What will your first experience of the New Year be?
In Japan, the New Year is the most important holiday, and several ‘firsts’ are celebrated in January.
Of course, there’s ganjitsu, the ‘first day’. And then there’s hatsuhi, the ‘first sunrise’. And waraizome, the ‘first laughter’ and the ‘first dream’, hatsuyume, which is auspicious (especially if it features Mt. Fuji, eggplants or hawks).
The most important ‘first’, however, is hatsumōde, the first visit to a Shinto shrine or Buddhist temple on New Year’s Day or in the first few days of the year. Japanese families, sometimes dressed in full traditional kimono, queue in long lines to make new wishes for the year and buy omikuji oracles and omamori charms, and burn last year’s at the shrine.
To be able to enjoy all these ‘firsts’, most people are off work from the 29th of December until the 3rd of January. During these holidays, people travel back home to visit with family and friends. New Year isn’t the festival celebration we know in the west, the parties and dancing. Instead, it’s a time to be with loved ones, clean the house, drink sake, play games and eat lots of traditional celebratory food.

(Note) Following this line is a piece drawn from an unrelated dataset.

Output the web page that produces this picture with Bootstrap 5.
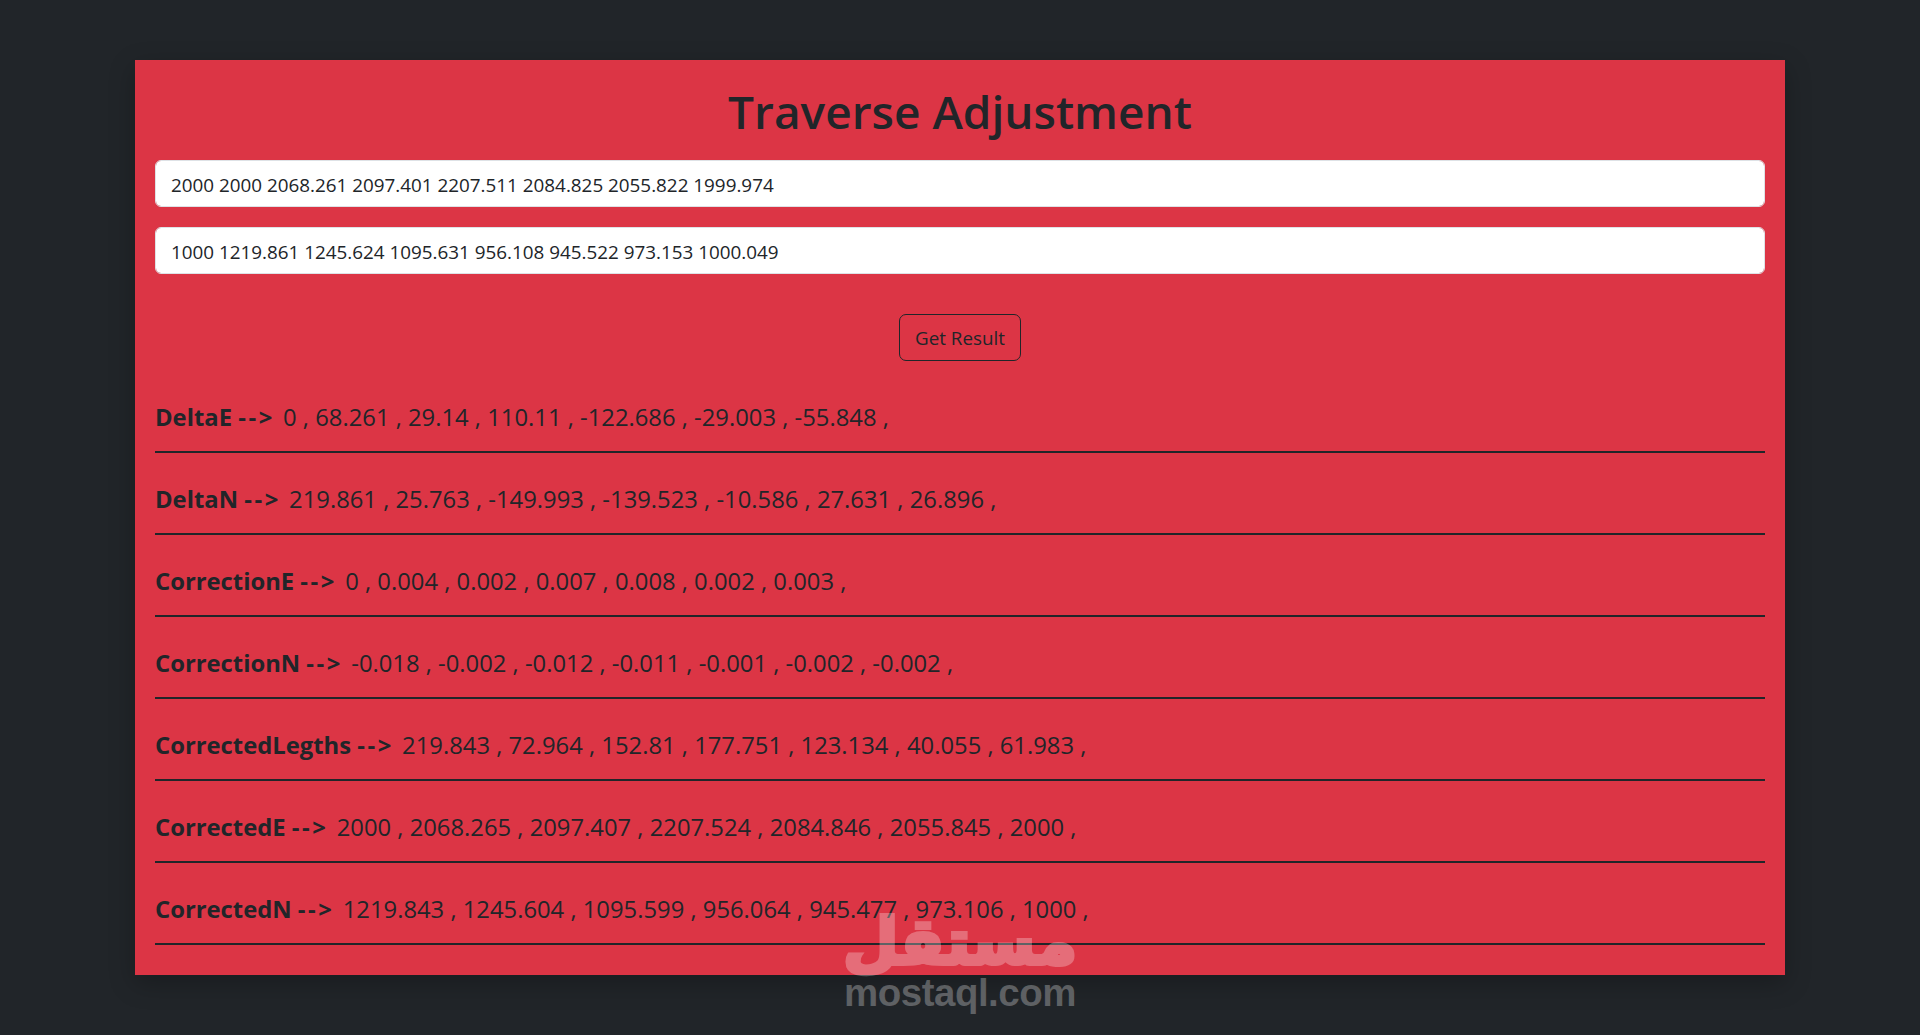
<!doctype html>
<html lang="en">
<head>
<meta charset="utf-8">
<title>Traverse Adjustment</title>
<link href="https://cdn.jsdelivr.net/npm/bootstrap@5.3.0/dist/css/bootstrap.min.css" rel="stylesheet">
<style>
html,body{height:100%}
body{font-family:"Open Sans","Noto Sans",sans-serif;background:#212529;color:#212529;overflow:hidden}
.sheet{width:1650px;height:915px;margin:60px auto 0;padding:20px;box-shadow:0 8px 24px rgba(0,0,0,.25)}
.sheet h1{font-size:46px;line-height:62px;margin:0 0 18px;font-weight:600;text-align:center}
.sheet .form-control{height:46.5px;padding:3px 15px 0;font-size:18.85px;color:#212529;margin-bottom:20.5px;font-family:inherit}
.sheet .go{margin-top:19.5px;height:47px;width:122px;font-size:18.8px;padding:3px 0 0;color:#212529;border-color:#212529;border-radius:7px}
.item{height:82px;border-bottom:2px solid #212529;font-size:23.8px;line-height:36px;padding-top:28px;white-space:nowrap}
.first{margin-top:10px}
.item b{font-weight:700}
.arrow{letter-spacing:2.6px;margin-right:2px}
.mark-ar,.mark-en{position:absolute;left:0;right:0;text-align:center;pointer-events:none}
.mark-ar{top:897px;font:700 64px/90px "DejaVu Sans",sans-serif;color:#fff;-webkit-text-stroke:4px #fff;opacity:.28}
.mark-en{top:973px;font:700 38.5px/40px "Liberation Sans",sans-serif;letter-spacing:-.5px;color:rgba(255,255,255,.28)}
</style>
</head>
<body class="position-relative">
<main class="sheet bg-danger">
  <h1>Traverse Adjustment</h1>
  <input class="form-control" type="text" value="2000 2000 2068.261 2097.401 2207.511 2084.825 2055.822 1999.974">
  <input class="form-control" type="text" value="1000 1219.861 1245.624 1095.631 956.108 945.522 973.153 1000.049">
  <div class="text-center"><button class="btn go" type="button">Get Result</button></div>
  <div class="first">
    <div class="item"><b>DeltaE <span class="arrow">--&gt;</span></b> 0 , 68.261 , 29.14 , 110.11 , -122.686 , -29.003 , -55.848 ,</div>
    <div class="item"><b>DeltaN <span class="arrow">--&gt;</span></b> 219.861 , 25.763 , -149.993 , -139.523 , -10.586 , 27.631 , 26.896 ,</div>
    <div class="item"><b>CorrectionE <span class="arrow">--&gt;</span></b> 0 , 0.004 , 0.002 , 0.007 , 0.008 , 0.002 , 0.003 ,</div>
    <div class="item"><b>CorrectionN <span class="arrow">--&gt;</span></b> -0.018 , -0.002 , -0.012 , -0.011 , -0.001 , -0.002 , -0.002 ,</div>
    <div class="item"><b>CorrectedLegths <span class="arrow">--&gt;</span></b> 219.843 , 72.964 , 152.81 , 177.751 , 123.134 , 40.055 , 61.983 ,</div>
    <div class="item"><b>CorrectedE <span class="arrow">--&gt;</span></b> 2000 , 2068.265 , 2097.407 , 2207.524 , 2084.846 , 2055.845 , 2000 ,</div>
    <div class="item"><b>CorrectedN <span class="arrow">--&gt;</span></b> 1219.843 , 1245.604 , 1095.599 , 956.064 , 945.477 , 973.106 , 1000 ,</div>
  </div>
</main>
<div class="mark-ar" lang="ar" dir="rtl">مستقل</div>
<div class="mark-en">mostaql.com</div>
<script src="https://cdn.jsdelivr.net/npm/bootstrap@5.3.0/dist/js/bootstrap.bundle.min.js"></script>
</body>
</html>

Families enjoy foods with special significance called osechi. They’re packed in little boxes called jūbako, similar to bentō boxes. In them, you might find foods like:
• mikan (Japanese mandarins), representing prosperity and health
• kagami-mochi (rice cakes), symbolizing the renewal of light
• ebi prawns for long life
• kuro-mame (black soybeans) for health
• kazunoko (roe) for fertility and a large family
• kombu (kelp) to bring joy
• renkon (lotus root) to see through to the next year
• toshi-koshi soba (buckwheat noodles) as a food to help cross over to the new year
You’d eat this with symbolic chopsticks called iwaibashi made of willow, and wash it all down with spiced sake called otoso for positive energy and good health.
While you eat, you might look at the many greeting cards you receive on New Year’s day, which the post office will have held specifically until January 1 to deliver. Japanese people send out cards to friends, relatives and co-workers to send good wishes for the year. And if you’re lucky, your card may have one of the winning lottery numbers that will be announced national in mid-January!
Once the house is cleaned, the debts paid, the cards sent and the food prepared, a Japanese family may wish to attract the gods and positive energy to their home by placing pine and bamboo offerings called kadomatsu in front of their doors. The three-tiered bamboo shoots symbolize heaven, earth, and people, and draw good spirits to the household. The deities are believed to live in the pine until the end of the first week of January, after which the family will take them to the shrine to have them burnt, releasing the spirits back out into the world.
In terms of experiences, it doesn’t get more traditional than this!
So this year, when you wake up on January 1, make a new tradition of your own: take the time to enjoy and mark all your new experiences of the year!